In that five paragraph letter I counted over 7 mentions of buying new stuff, including 'spending', 'funding', and 'using financial resources'.

We get it, SIA.

But it's OK, because it's 'for the children'.

SIA is sacrificing for the children.

John - Isn't that what industry associations are supposed to do?

You mean shill for more spending, even if that does not increase the value for its customers?

I recognize that this is what they do. My issue is whether they should be doing that.

I find it particlarly hypocritical that they claim to be doing this for the children when those tactics will do very little to secure children and far more to line their own pockets.

John, What do you mean "those tatics will do very little to secure childern". Technology is used to help with "target hardening". Access control can make it more difficult for someone to gain access into a facility and mass notification systems can help provide a quicker response. What do these two technologies accomplish? They help to buy some time. Time, even if it is a few seconds could make a difference. Video surveillance does not "buy time", but it can provide situational awareness to responders, if they have remote access to the cameras. I think it is necessary for the security industry to educate decision makers about the benefits of technology as it relates to a comprehensive security program. I would not call this "ambulence chasing", but doing our part in making schools a safer place.

Thomas, you can see our original analysis of the limited potential impact and value of technology on school shootings here. In short, spending tens of thousands of dollars on an extremely rare occurence to buy a few seconds of delay when average response times are in the tens of minutes is a waste of money. If they intend to educate decision makers on that, I fully support it. However, I doubt that's what SIA intends to do here.

Thanks for the quick response, I reread the article you listed, and there is nothing in it that I disagree with. However, for example having a fire alarm system in a school is very expensive to install and maintain, and there is a remote chance of an occurance. Would you say having a fire alarm system is a waste of money? I encourage you to research how many deaths or injuries in K-12 schools were caused by fires as compared to shootings in the US in the past 10 years. Even how many fires ingeneral occured as compared to shootings. I know when you look at it logically the risk does not justify the cost benefit, even for a fire alarm system, but can a case really made that we should not do the best we can because of the expense, even if there is a remote possibility of an occurance, especially when lives are at stake. I actually foresee physical security requirements becoming part of the life safety code in our near future.

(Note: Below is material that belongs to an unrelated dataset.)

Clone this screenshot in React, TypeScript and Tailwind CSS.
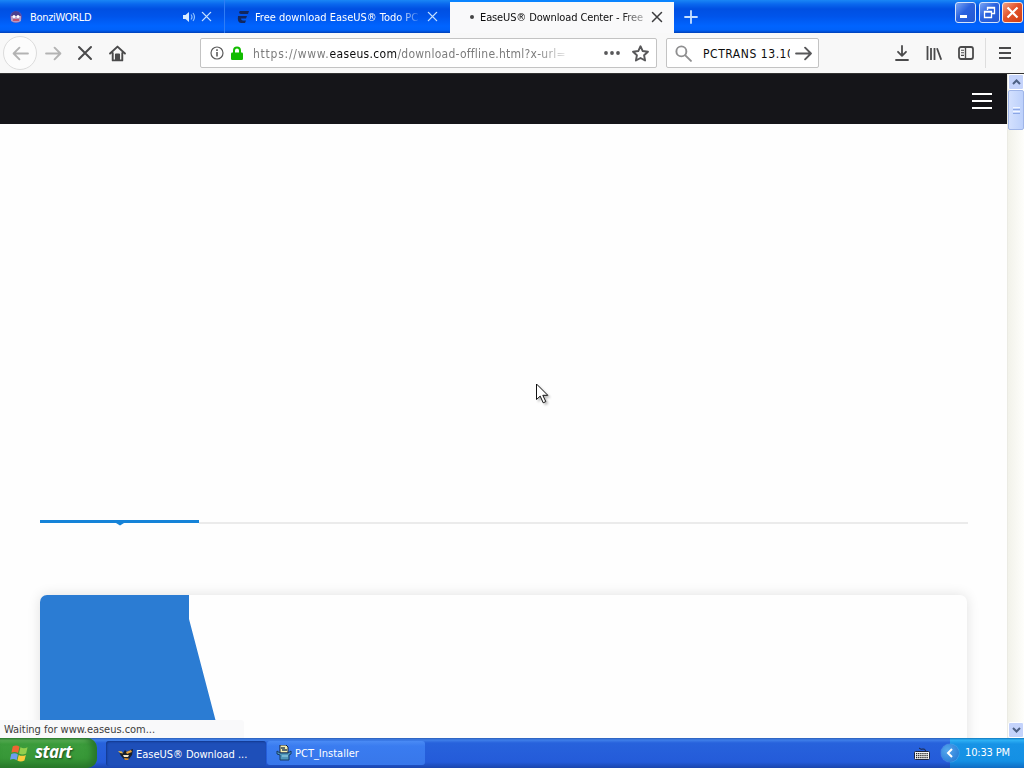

Thomas, I found this 2002 US FEMA report on school fire statistics. It states that there are ~5500 school fires per year, 43% of them indoors and 90% during school days - meaning ~2000 of them occur indoors when students are in school. That's about 10 on average per school day indoors. That's about 100 times more likely than a school shooting.

UPDATE: Here's a 2009 NFPA report which is line with the 2002 FEMA report, with a slightly higher total of 6,250.

Yes, but there have also been O deaths by fire from what I found. The incident in Sandy Hook, which is just one town over from where I live gave me a new sense of purpose in my profession and really made me believe that we can offer more then just "peace of mind" to our customers and really make a difference in this ever changing world. Even if its just one life saved, it would be worth all the money in the world to someone.

A big part of the reason there are zero deaths is because of fire systems.

It's hard to make the argument that increased electronic access control and video surveillance would make any dent in the number of deaths due to school shooters (especially the video side).

That is part of the BIG question. Right now it is all speculation and requires further analysis. Though my recent experiences with dealing with local authorites in our area the consensous goal is to "buy time" in active shooter stituations. What combination of polices, manpower, technology, and structural design elements best accomplishes that goal is up for debate. Thank you for this forum as it really assists in this process.

Thomas, I agree that buying time is key in mitigating the damage of a school shooter.

I disagree that 'right now it is all speculation and requires further analysis.' What more analysis is needed on whether security cameras buy more time? And is SIA going to deliver it?

It would be a huge waste of money if security cameras are proposed to mitigate school shootings. There are far less costly and more direct means to buy time (e.g., classroom locks).

Having a consortium of security technology sellers provide such analysis is going to result in biased and warped recommendations for their own products, as SIA's letter already shows.